• **DATA EXCERPTS**
###

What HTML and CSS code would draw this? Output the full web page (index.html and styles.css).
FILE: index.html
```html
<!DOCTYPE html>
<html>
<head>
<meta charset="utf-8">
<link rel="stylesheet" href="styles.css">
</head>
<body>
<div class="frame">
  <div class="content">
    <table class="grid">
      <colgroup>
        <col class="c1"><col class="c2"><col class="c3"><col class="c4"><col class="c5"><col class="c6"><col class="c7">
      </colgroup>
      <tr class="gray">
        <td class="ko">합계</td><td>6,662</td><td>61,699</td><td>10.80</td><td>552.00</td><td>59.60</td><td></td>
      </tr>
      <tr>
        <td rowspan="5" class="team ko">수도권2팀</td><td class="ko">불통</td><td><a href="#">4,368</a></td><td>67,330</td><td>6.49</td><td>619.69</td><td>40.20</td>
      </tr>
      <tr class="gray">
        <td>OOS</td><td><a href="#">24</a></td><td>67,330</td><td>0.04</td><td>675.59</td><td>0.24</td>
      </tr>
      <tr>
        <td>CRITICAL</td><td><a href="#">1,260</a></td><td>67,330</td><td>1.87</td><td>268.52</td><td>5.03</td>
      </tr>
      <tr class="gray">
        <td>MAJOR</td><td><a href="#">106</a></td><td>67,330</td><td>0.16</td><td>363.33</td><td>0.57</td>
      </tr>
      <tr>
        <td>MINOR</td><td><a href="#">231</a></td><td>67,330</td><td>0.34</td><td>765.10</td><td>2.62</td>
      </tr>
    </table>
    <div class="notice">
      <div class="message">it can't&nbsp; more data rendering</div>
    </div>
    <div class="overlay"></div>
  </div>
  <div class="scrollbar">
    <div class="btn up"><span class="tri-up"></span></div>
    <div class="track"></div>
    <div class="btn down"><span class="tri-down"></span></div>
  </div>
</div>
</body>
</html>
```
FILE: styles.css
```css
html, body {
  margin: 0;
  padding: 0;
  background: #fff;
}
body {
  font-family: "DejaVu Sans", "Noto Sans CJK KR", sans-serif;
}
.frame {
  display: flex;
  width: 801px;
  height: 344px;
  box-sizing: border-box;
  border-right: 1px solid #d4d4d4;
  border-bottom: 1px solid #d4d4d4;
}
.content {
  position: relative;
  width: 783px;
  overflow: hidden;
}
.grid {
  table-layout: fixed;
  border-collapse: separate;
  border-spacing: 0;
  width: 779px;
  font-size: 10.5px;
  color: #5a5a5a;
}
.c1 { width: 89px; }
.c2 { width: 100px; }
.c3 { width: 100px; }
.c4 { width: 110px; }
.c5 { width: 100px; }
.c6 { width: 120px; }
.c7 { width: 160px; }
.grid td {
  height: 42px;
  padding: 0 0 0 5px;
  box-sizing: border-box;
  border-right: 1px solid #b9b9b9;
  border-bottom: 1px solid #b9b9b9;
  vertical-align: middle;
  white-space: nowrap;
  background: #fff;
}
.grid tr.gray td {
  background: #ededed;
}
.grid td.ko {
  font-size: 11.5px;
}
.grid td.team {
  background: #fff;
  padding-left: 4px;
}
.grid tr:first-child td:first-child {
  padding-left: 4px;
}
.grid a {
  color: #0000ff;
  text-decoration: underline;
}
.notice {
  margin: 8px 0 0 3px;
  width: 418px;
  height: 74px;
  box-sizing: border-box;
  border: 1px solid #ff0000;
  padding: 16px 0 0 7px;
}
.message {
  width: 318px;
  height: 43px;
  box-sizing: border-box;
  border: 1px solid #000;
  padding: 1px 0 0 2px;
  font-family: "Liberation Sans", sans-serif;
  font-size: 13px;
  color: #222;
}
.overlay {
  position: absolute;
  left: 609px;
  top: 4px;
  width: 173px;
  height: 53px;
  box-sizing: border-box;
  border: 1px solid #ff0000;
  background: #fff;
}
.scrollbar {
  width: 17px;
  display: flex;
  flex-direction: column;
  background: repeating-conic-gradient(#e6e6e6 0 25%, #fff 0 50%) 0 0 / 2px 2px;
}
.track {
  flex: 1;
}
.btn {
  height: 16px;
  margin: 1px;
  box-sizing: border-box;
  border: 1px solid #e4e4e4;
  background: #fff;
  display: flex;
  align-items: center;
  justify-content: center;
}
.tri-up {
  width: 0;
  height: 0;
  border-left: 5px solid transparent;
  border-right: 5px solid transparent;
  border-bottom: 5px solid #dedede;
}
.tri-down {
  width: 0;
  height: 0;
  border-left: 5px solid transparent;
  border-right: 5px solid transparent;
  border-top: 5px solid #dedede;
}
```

###

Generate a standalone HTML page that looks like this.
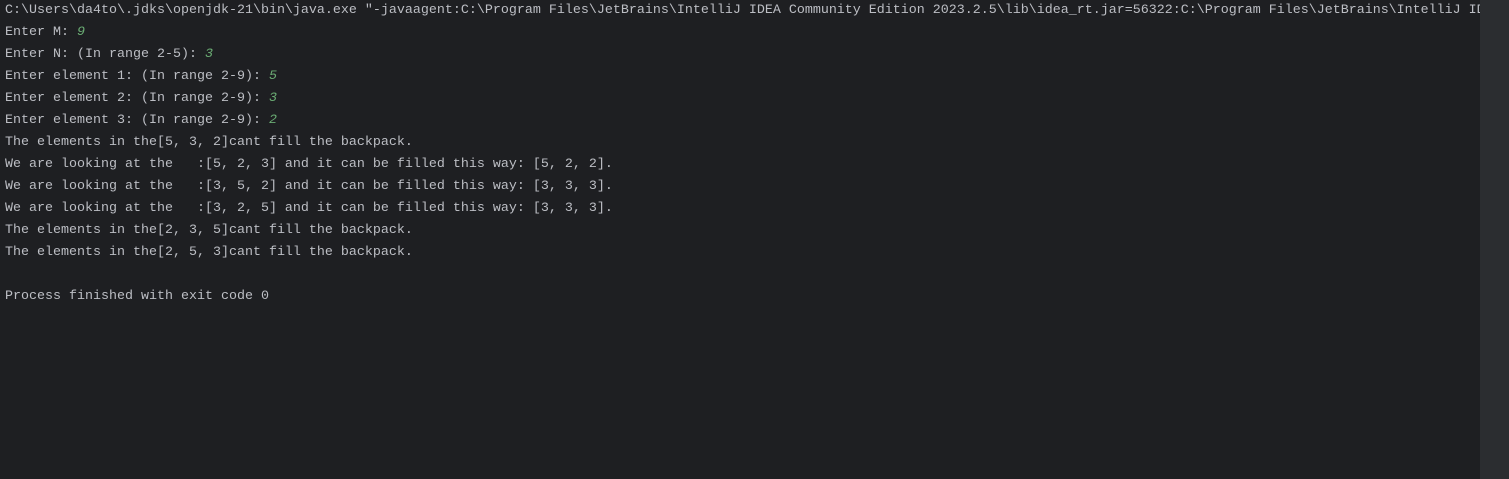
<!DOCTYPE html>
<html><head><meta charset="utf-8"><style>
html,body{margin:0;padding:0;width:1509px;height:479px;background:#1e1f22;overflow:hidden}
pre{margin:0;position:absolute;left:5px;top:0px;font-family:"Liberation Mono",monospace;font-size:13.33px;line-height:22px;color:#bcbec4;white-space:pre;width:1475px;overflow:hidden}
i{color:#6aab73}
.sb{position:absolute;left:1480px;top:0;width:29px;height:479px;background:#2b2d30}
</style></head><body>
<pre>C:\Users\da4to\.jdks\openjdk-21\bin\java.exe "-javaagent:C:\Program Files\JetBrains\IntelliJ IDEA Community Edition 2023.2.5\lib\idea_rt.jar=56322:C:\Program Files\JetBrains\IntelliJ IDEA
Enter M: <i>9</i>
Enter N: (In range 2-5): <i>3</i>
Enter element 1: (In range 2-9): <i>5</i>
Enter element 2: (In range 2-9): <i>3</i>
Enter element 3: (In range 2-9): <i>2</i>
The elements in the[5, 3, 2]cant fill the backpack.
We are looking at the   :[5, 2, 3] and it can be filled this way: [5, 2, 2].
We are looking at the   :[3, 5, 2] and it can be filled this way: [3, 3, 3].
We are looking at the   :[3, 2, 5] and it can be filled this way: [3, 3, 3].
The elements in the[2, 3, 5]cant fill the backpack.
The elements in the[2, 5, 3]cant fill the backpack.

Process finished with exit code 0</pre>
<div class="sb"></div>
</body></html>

###

• **WORK TO DO**
Collect each line above holding the string "code".

• **SOLUTION TO THE PROBLEM**
What HTML and CSS code would draw this? Output the full web page (index.html and styles.css).
Process finished with exit code 0</pre>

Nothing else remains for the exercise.